Once you login to the compute node (ang22), you will be able to use "nvidia-smi" to check the GPU status.
[feimao@ang241 ~]$ ssh -Y ang22 Last login: Thu Sep 3 14:04:25 2015 from ang241.angel.sharcnet [feimao@ang22 ~]$ nvidia-smi Fri Sep 4 13:28:15 2015 +------------------------------------------------------+ | NVIDIA-SMI 340.32 Driver Version: 340.32 | |-------------------------------+----------------------+----------------------+ | GPU Name Persistence-M| Bus-Id Disp.A | Volatile Uncorr. ECC | | Fan Temp Perf Pwr:Usage/Cap| Memory-Usage | GPU-Util Compute M. | |===============================+======================+======================| | 0 GeForce GTX 750 Ti Off | 0000:10:00.0 N/A | N/A | | 40% 15C P0 N/A / N/A | 7MiB / 2047MiB | N/A Default | +-------------------------------+----------------------+----------------------+ | 1 GeForce GTX 750 Ti Off | 0000:12:00.0 N/A | N/A | | 40% 18C P0 N/A / N/A | 7MiB / 2047MiB | N/A Default | +-------------------------------+----------------------+----------------------+ +-----------------------------------------------------------------------------+ | Compute processes: GPU Memory | | GPU PID Process name Usage | |=============================================================================| | 0 Not Supported | | 1 Not Supported | +-----------------------------------------------------------------------------+
After setting the modules, you will be able to run "nsight" to start an graphical window application. I add "&" after nsight to make it run in the background.
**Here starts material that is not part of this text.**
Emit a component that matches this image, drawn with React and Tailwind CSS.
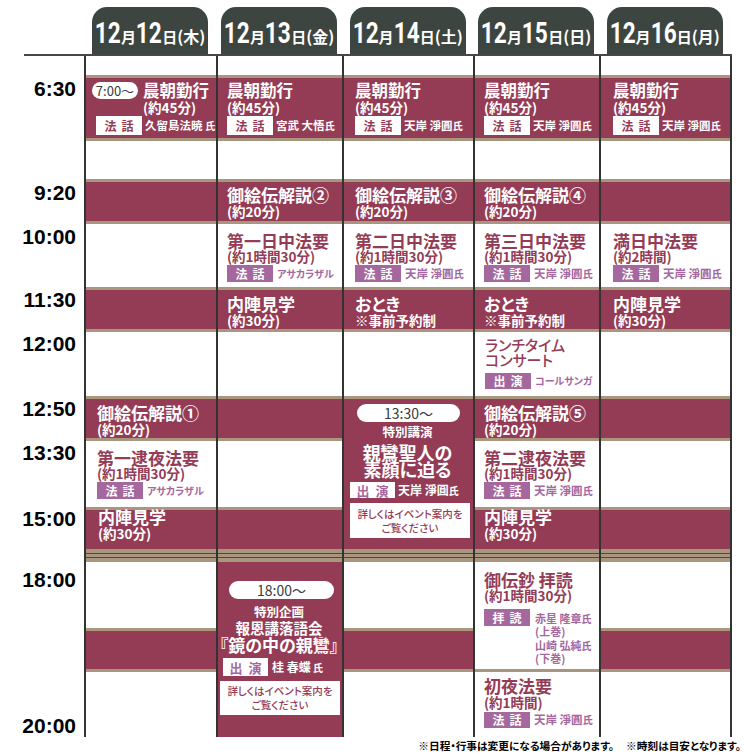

[feimao@ang22 ~]$ nsight &
Profiling kernels
Once you have your code running correctly, you can click the profile bottom, and the nsight will change to NVVP (NVidia Visual Profiler) mode. Here you can see the timeline of each kernel as well as host APIs.
To profile a kernel, you have to select it on the timeline and scroll down "Analysis" label in the left bottom corner and select "Switch to unguided analysis" then choose "Analyze All":
Kernel Performance Limiter
The performance limiter will show you the utilization on both computing and memory. It will also tell you if your code is compute bound or memory bound. The example I use here is a "reduction" kernel from Thrust library. So it shows a high memory utilization and it is memory bound code.
A typical compute bound code (matrix multiplication) will have a graph shows high Function Unit utilization and relatively lower memory utilization.
Kernel Latency
Instruction stall reasons
Instruction stall reasons indicate the condition that prevents warps form executing on any given cycle.
Occupancy
Occupancy is defined as the ratio of active warps on an SM to the maximum number of active warps supported by the SM. Occupancy varies over time as warps begin and end, and can be different for each SM. Low occupancy results in poor instruction issue efficiency, because there are not enough eligible warps to hide latency between dependent instructions. When occupancy is at a sufficient level to hide latency, increasing it further may degrade performance due to the reduction in resources per thread. An early step of kernel performance analysis should be to check occupancy and observe the effects on kernel execution time when running at different occupancy levels. Please reference here for more details about Occupancy.[2]
Multiprocessor Utilization
This graph shows the utilization of each SM.
Kernel Compute
Function Unit Utilization
This graph shows the utilization level of different function units. It is also indicating utilization of the four major logical pipelines (Load/Store, Texture, Control Flow, Arithmetic) of the SMs during the execution of the kernel. Useful for investigating if a pipeline is oversubscribed and therefore is limiting the kernel's performance. Also helpful to estimate if adding more work will scale well or if a pipeline limit will be hit. Please reference here for more details of each pipelines.[3]
Kernel Memory
This chart shows the usage of memory system. An optimized memory bound code could show a high global memory bandwidth.[4]